KC: What is your impression of Regina?

I’ve been to some damn good parties in Regina! Everyone I meet from there has been friendly and engaging. Also, I think the German Club is one of my favourite music venues, ever. There’s just so many activities!

KC: How do you survive the winters here?

I flip-flop between hibernating and socializing like mad and I look forward to both equally. Hibernating for a few weeks at home; reading, cooking comfort food, making perogies, crafting, and listening to winter jams is pretty much heavenly. I recently saw a Danish word (on one of those ‘Words that don’t Translate to English’ Buzzfeed posts) that summed it up perfectly: 'Hygge’ loosely translates as “togetherness,” and “coziness,” though it’s not a physical state, it’s a mental one, that is most often practiced in winter. And of course, getting together with friends at a local pub or a house, playing board games, or just enjoying each other’s company over a glass of wine, is pretty much the best when it’s cold outside. Another thing that makes winters livable, is looking forward to that first week of spring when the snow melts, and the city explodes with people, all laughing and smiling and proclaiming, “Summer is coming!” like they’re the ones responsible for making it happen.

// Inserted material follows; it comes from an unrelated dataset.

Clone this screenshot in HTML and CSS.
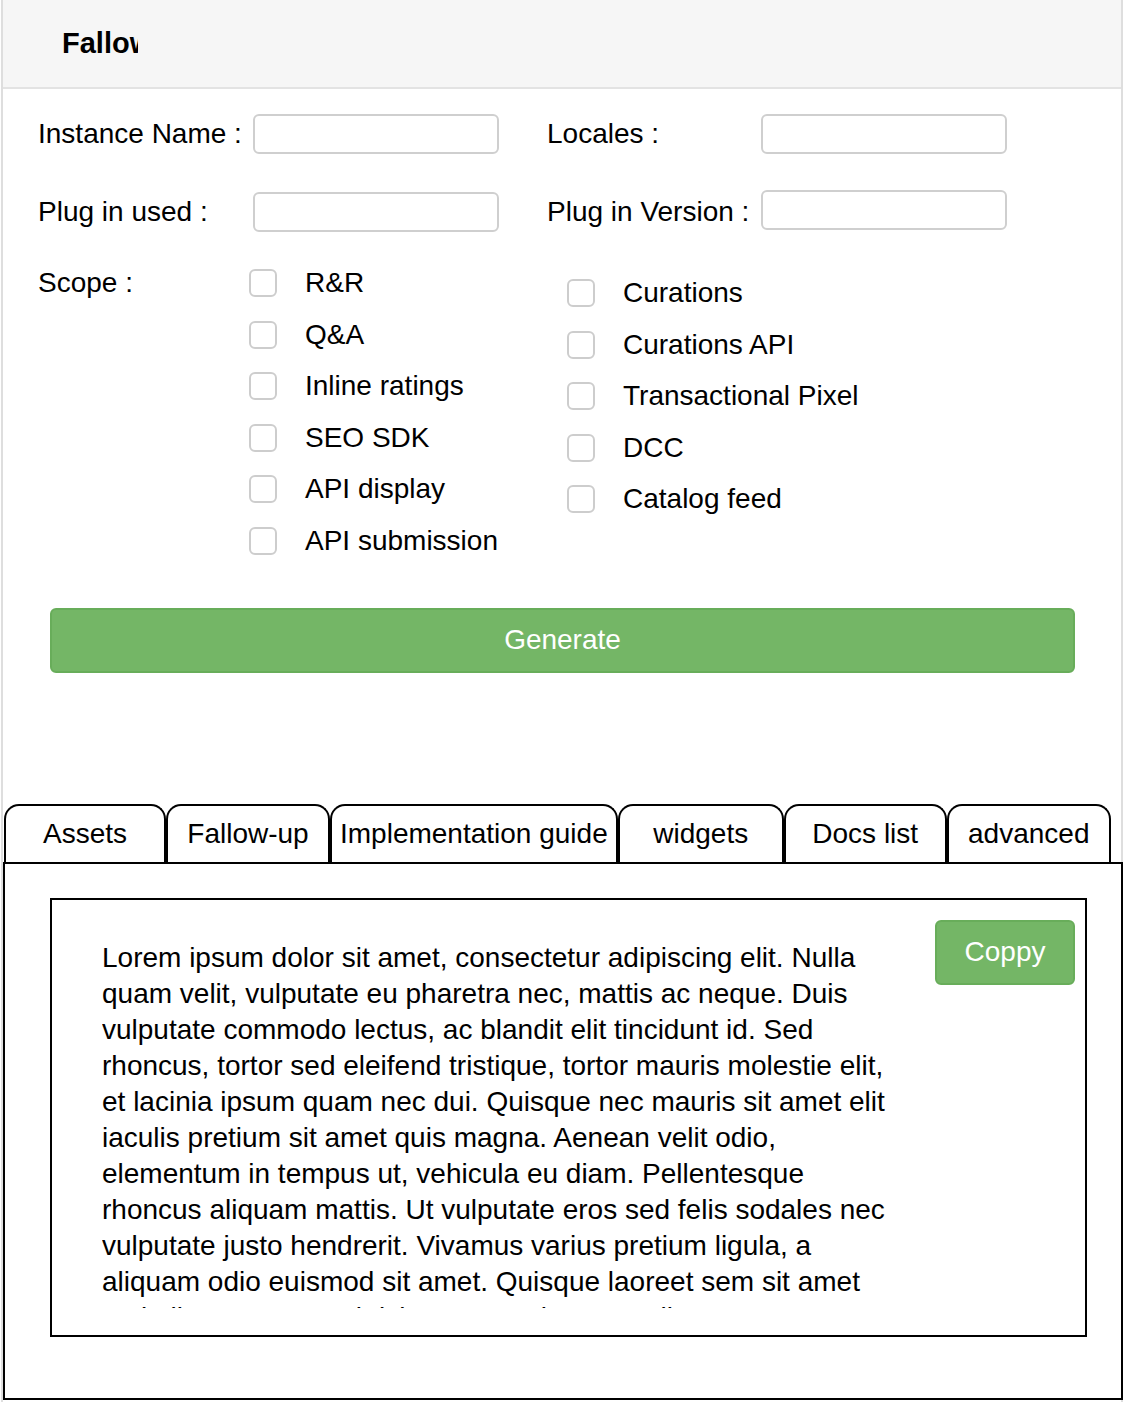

KC: (From Proust Questionnaire) What is your most prized possession?

One of my most prized possessions is a letter I found in an abandoned house, when I was 15. The house had been lived in by a bunch of hippy engineers who had moved to a small town for a brief time in the 70s, in order to have a cheap warehouse to build hovercrafts in. It was and it wasn’t a love letter, and it was covered in mad scribbles of equations and poems and engineering drawings and it was my first glimpse into the world outside of my small town. Even though the words now seem much less eloquent, and some of the mystery is gone, it’s one of the few things that has made it through all 27 moves.